Le montage parallèle de deux plans une seule fois
Il n'y a pas de continuité diégétique entre les deux plans. Le montage met en rapport deux éléments différents pour produire par leur parallélisme un effet de comparaison. C'est l'association des plans qui crée du sens.
Les temps modernes de Chaplin débutent ainsi sur un plan de troupeau de moutons, suivi d'ouvriers émergeant en masse d'une bouche de métro pour se rendre à l'usine.
Le fondu-enchainé qui relie les deux plans assume la fonction du "tels sont" : Des moutons, "tels sont" les ouvriers qui se rendent à l'usine.
Plus proche de la métaphore, comparaison non motivée, est le plan de l'autruche dans A propos de Nice de Jean Vigo, greffé entre deux plans d'une bourgeoise déambulant sur la promenade des anglais.
Peut-être est-on plus proche de la métaphore lorsqu'un plan vient symboliser le discours du réalisateur exprimé par l'ensemble de l'histoire.

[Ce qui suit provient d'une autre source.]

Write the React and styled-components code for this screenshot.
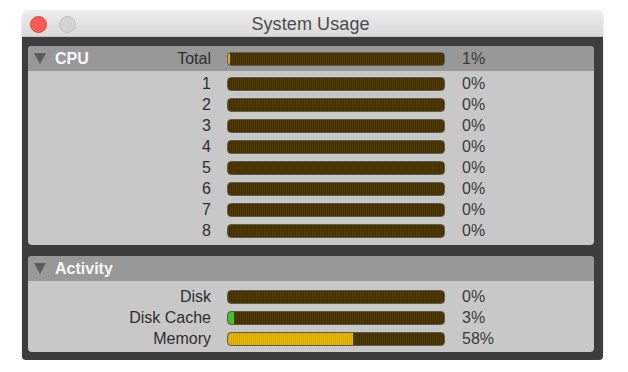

Ainsi les plans de phares ou de lumières vacillantes dans Tetro qui disent le danger du spectacle pour ceux qui, tels des papillons, se laissent prendre par sa lumière.
Dans Docteur Jivago, un gros plan de neige taché de sang bolchevique est vu par Youri après le massacre par l'armée tsariste des révolutionnaires. Mais succède à ce plan le regard triste de Lara qui vient d'être déflorée par par le brutal Komarovsky, ce plan joue aussi comme une métaphore de sa défloration.
David Lean use aussi du plan métaphorique sur la figure du barrage qui retient l'eau sans réussir totalement à l'empêcher de passer, censé suggérer combien le régime soviétique est impuissant à retenir les torrents d'amour qui emportent la jeune génération.
Le montage parallèle de deux séries, développé
dans une seule séquence
La production de sens connoté est omniprésente dans le montage parallèle dont le but est de rapprocher symboliquement deux situations. Ainsi Eisenstein dans la séquence de La grève, juxtaposant le massacre des ouvriers par l'armée et une scène d'égorgement d'un animal à l'abattoir.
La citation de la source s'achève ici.